What spawned from this concept was masses of link farm websites that Google eventually found a way to discredit, and in fact, penalise the websites listed on them. There is great value in getting links to your website through link exchanges, but they must be quality links. Using this model it's easy to see how providing expertise content (just like this guide) on your website will attract incoming links and boost your rank.
Note: If you allow users to post comments on your website always ensure that any links posted include rel="nofollow" in the tag so Google doesn't count links as recommended by you.
 

11. A Clear Site is an Organised Site

It's not just users who appreciate clear site navigation, with Google using folder structure to determine what is the most (and least) important content on your website.
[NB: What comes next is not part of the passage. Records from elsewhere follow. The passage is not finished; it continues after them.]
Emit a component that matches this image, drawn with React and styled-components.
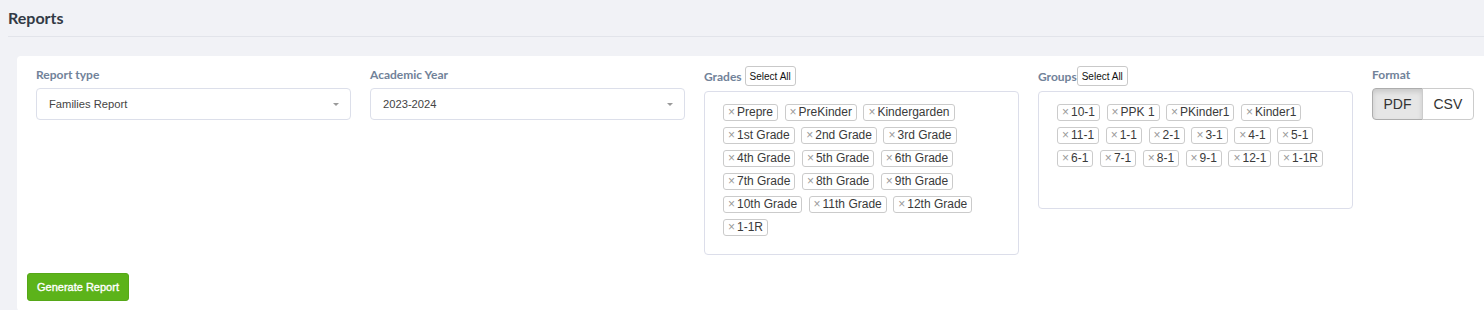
import React from "react";
import styled, { createGlobalStyle, css } from "styled-components";

const GlobalStyle = createGlobalStyle`
  html, body {
    margin: 0;
    padding: 0;
    background: #f1f2f6;
    overflow: hidden;
  }
  body {
    font-family: "Liberation Sans", Arial, sans-serif;
  }
`;

const Page = styled.div`
  padding: 0 0 0 8px;
  width: 1800px;
`;

const Header = styled.div`
  height: 37px;
  border-bottom: 1px solid #e2e4ea;
  box-sizing: border-box;
  display: flex;
  align-items: flex-start;
`;

const Title = styled.h1`
  margin: 0;
  padding-top: 8px;
  font-family: Lato, "Noto Sans", sans-serif;
  font-weight: 700;
  font-size: 16px;
  line-height: 20px;
  color: #323a45;
`;

const Card = styled.div`
  margin: 19px 0 0 9px;
  background: #fff;
  border-radius: 4px;
  padding: 10px;
  width: 1700px;
`;

const Fields = styled.div`
  display: grid;
  grid-template-columns: repeat(5, 315px);
  column-gap: 19px;
  align-items: start;
  margin-left: 9px;
`;

const Field = styled.div`
  display: flex;
  flex-direction: column;
`;

const LabelRow = styled.div`
  display: flex;
  align-items: center;
  gap: ${(p) => p.$gap || 0}px;
  height: ${(p) => (p.$withButton ? 20 : 17)}px;
  margin-bottom: 5px;
`;

const Label = styled.label`
  font-family: Lato, "Noto Sans", sans-serif;
  font-weight: 700;
  font-size: 12px;
  line-height: 17px;
  color: #718299;
`;

const SmallButton = styled.button`
  font-family: "Liberation Sans", Arial, sans-serif;
  font-size: 10px;
  height: 20px;
  padding: 0 4px;
  background: #fff;
  color: #111;
  border: 1px solid #c9c9c9;
  border-radius: 3px;
  cursor: pointer;
`;

const SelectBox = styled.div`
  height: 32px;
  box-sizing: border-box;
  border: 1px solid #dcdfea;
  border-radius: 4px;
  display: flex;
  align-items: center;
  justify-content: space-between;
  padding: 0 11px 0 12px;
  font-size: 11.2px;
  color: #444;
`;

const Caret = styled.span`
  width: 0;
  height: 0;
  border-left: 3.5px solid transparent;
  border-right: 3.5px solid transparent;
  border-top: 3.5px solid #9a9a9a;
`;

const TagBox = styled.div`
  box-sizing: border-box;
  border: 1px solid #dcdeea;
  border-radius: 4px;
  padding: 12px 12px 12px 18px;
  display: flex;
  flex-wrap: wrap;
  align-content: flex-start;
`;

const Tag = styled.span`
  display: inline-block;
  height: 17px;
  line-height: 15px;
  box-sizing: border-box;
  border: 1px solid #cbcbcb;
  border-radius: 3px;
  padding: 0 4px;
  margin: 0 6.5px 6px 0;
  font-size: 12px;
  color: #3a3a3a;
  white-space: nowrap;
  background: #fff;
`;

const Remove = styled.span`
  color: #9a9a9a;
  margin-right: 2px;
`;

const SearchSlot = styled.span`
  display: inline-block;
  width: 30px;
  height: 17px;
  margin-bottom: 6px;
`;

const ButtonGroup = styled.div`
  display: flex;
`;

const ToggleButton = styled.button`
  font-family: "Liberation Sans", Arial, sans-serif;
  font-size: 14px;
  height: 32px;
  padding: 0 10.5px;
  color: #333;
  background: #fff;
  border: 1px solid #ccc;
  cursor: pointer;
  &:first-child {
    border-radius: 4px 0 0 4px;
  }
  &:last-child {
    border-radius: 0 4px 4px 0;
    margin-left: -1px;
  }
  ${(p) =>
    p.$active &&
    css`
      background: #e6e6e6;
      border-color: #adadad;
      box-shadow: inset 0 3px 5px rgba(0, 0, 0, 0.125);
    `}
`;

const Footer = styled.div`
  margin-top: 18px;
`;

const PrimaryButton = styled.button`
  font-family: "Liberation Sans", Arial, sans-serif;
  font-size: 11px;
  font-weight: 400;
  -webkit-text-stroke: 0.35px #fff;
  height: 28px;
  padding: 0 9px;
  color: #fff;
  background: #5cb31a;
  border: 1px solid #56a818;
  border-radius: 3px;
  cursor: pointer;
`;

const grades = [
  "Prepre",
  "PreKinder",
  "Kindergarden",
  "1st Grade",
  "2nd Grade",
  "3rd Grade",
  "4th Grade",
  "5th Grade",
  "6th Grade",
  "7th Grade",
  "8th Grade",
  "9th Grade",
  "10th Grade",
  "11th Grade",
  "12th Grade",
  "1-1R",
];

const groups = [
  "10-1",
  "PPK 1",
  "PKinder1",
  "Kinder1",
  "11-1",
  "1-1",
  "2-1",
  "3-1",
  "4-1",
  "5-1",
  "6-1",
  "7-1",
  "8-1",
  "9-1",
  "12-1",
  "1-1R",
];

function TagList({ items }) {
  return (
    <TagBox>
      {items.map((t) => (
        <Tag key={t}>
          <Remove>×</Remove>
          {t}
        </Tag>
      ))}
      <SearchSlot />
    </TagBox>
  );
}

function Select({ value }) {
  return (
    <SelectBox>
      <span>{value}</span>
      <Caret />
    </SelectBox>
  );
}

export default function App() {
  return (
    <>
      <GlobalStyle />
      <Page>
        <Header>
          <Title>Reports</Title>
        </Header>
        <Card>
          <Fields>
            <Field>
              <LabelRow>
                <Label>Report type</Label>
              </LabelRow>
              <Select value="Families Report" />
            </Field>
            <Field>
              <LabelRow>
                <Label>Academic Year</Label>
              </LabelRow>
              <Select value="2023-2024" />
            </Field>
            <Field>
              <LabelRow $withButton $gap={3}>
                <Label>Grades</Label>
                <SmallButton>Select All</SmallButton>
              </LabelRow>
              <TagList items={grades} />
            </Field>
            <Field>
              <LabelRow $withButton>
                <Label>Groups</Label>
                <SmallButton>Select All</SmallButton>
              </LabelRow>
              <TagList items={groups} />
            </Field>
            <Field>
              <LabelRow>
                <Label>Format</Label>
              </LabelRow>
              <ButtonGroup>
                <ToggleButton $active>PDF</ToggleButton>
                <ToggleButton>CSV</ToggleButton>
              </ButtonGroup>
            </Field>
          </Fields>
          <Footer>
            <PrimaryButton>Generate Report</PrimaryButton>
          </Footer>
        </Card>
      </Page>
    </>
  );
}
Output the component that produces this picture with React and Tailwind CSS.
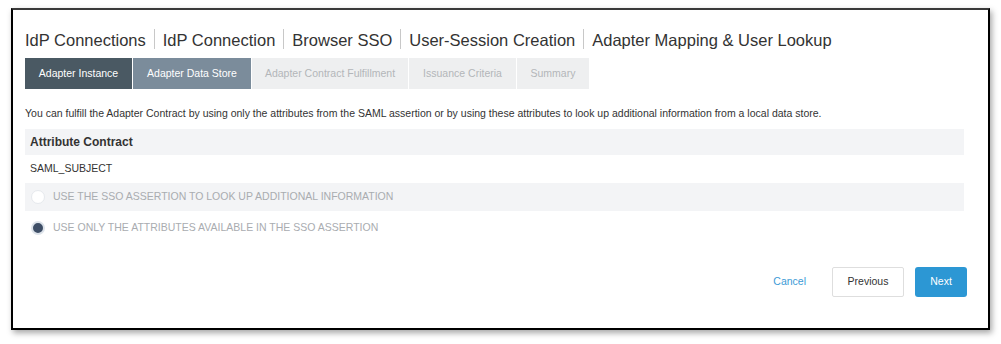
import React from "react";

const Sep = () => <span className="inline-block w-px h-[20px] bg-[#c8c8c8] mx-[8px] align-middle relative -top-[1px]" />;

export default function App() {
  const crumbs = ["IdP Connections", "IdP Connection", "Browser SSO", "User-Session Creation", "Adapter Mapping & User Lookup"];
  const tabs = [
    { label: "Adapter Instance", w: "w-[107px]", cls: "bg-[#4a5963] text-white" },
    { label: "Adapter Data Store", w: "w-[118px]", cls: "bg-[#7b8c9b] text-white" },
    { label: "Adapter Contract Fulfillment", w: "w-[156px]", cls: "bg-[#eeeff0] text-[#b3b6b9]" },
    { label: "Issuance Criteria", w: "w-[107px]", cls: "bg-[#eeeff0] text-[#b3b6b9]" },
    { label: "Summary", w: "w-[72px]", cls: "bg-[#eeeff0] text-[#b3b6b9]" },
  ];
  return (
    <div className="w-[1001px] h-[344px] bg-white pt-[8px] pl-[11px]" style={{ fontFamily: '"Liberation Sans", Arial, sans-serif' }}>
      <div className="w-[979px] h-[322px] border-2 border-black border-t-[#3a3a3a] bg-white shadow-[2px_3px_6px_rgba(0,0,0,0.35)]">
        <div className="pl-[12px] pr-[24px]">
          <div className="pt-[16px] h-[40px] text-[16.5px] leading-[24px] text-[#333] whitespace-nowrap">
            {crumbs.map((c, i) => (
              <React.Fragment key={c}>
                {i > 0 && <Sep />}
                <span className="align-middle">{c}</span>
              </React.Fragment>
            ))}
          </div>
          <div className="mt-[8px] flex gap-px h-[31px]">
            {tabs.map((t) => (
              <div key={t.label} className={`${t.w} ${t.cls} flex items-center justify-center text-[10.5px]`}>
                {t.label}
              </div>
            ))}
          </div>
          <div className="mt-[16px] text-[10.5px] leading-[16px] text-[#333] whitespace-nowrap">
            You can fulfill the Adapter Contract by using only the attributes from the SAML assertion or by using these attributes to look up additional information from a local data store.
          </div>
          <div className="mt-[8px] h-[26px] bg-[#f3f4f6] flex items-center pl-[5px] text-[12px] font-bold text-[#333]">
            Attribute Contract
          </div>
          <div className="h-[28px] flex items-center pl-[5px] text-[10.5px] text-[#333]">SAML_SUBJECT</div>
          <div className="h-[28px] bg-[#f3f4f6] flex items-center pl-[6px]">
            <span className="w-[14px] h-[14px] rounded-full bg-white border border-[#e6e9ed]" />
            <span className="ml-[8px] text-[10.5px] text-[#a9acb0]">USE THE SSO ASSERTION TO LOOK UP ADDITIONAL INFORMATION</span>
          </div>
          <div className="mt-[3px] h-[28px] flex items-center pl-[6px]">
            <span className="w-[14px] h-[14px] rounded-full bg-[#3e4e66] border-2 border-[#dde3ea]" />
            <span className="ml-[8px] text-[10.5px] text-[#a9acb0]">USE ONLY THE ATTRIBUTES AVAILABLE IN THE SSO ASSERTION</span>
          </div>
        </div>
        <div className="mt-[25px] pr-[21px] flex justify-end items-center">
          <span className="text-[10.5px] text-[#3c9bd6]">Cancel</span>
          <div className="ml-[26px] w-[72px] h-[30px] border border-[#dedede] rounded-[2px] flex items-center justify-center text-[10.5px] text-[#333]">Previous</div>
          <div className="ml-[11px] w-[52px] h-[30px] bg-[#2c97d4] rounded-[3px] flex items-center justify-center text-[10.5px] text-white">Next</div>
        </div>
      </div>
    </div>
  );
}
As an example, a link on your site with 5 sub-folders before the file name will be treated as content with lesser importance than a file with only one.
Google appreciates short and descriptive folder and file names (as will your users) and uses them (along with your Domain) to determine relevant content in search results. 

12. If You Can Measure It, You Can Manage It

Google provide two excellent tools to track your web site performance: Google Analytics, which is a web-based website statistics and traffic tool; and Webmaster Tools, which focuses on your site's performance as it relates to Google, for example, how your keywords rate in search results, how many clicks your site's received etc. It will also help you identify any problems encountered during indexing.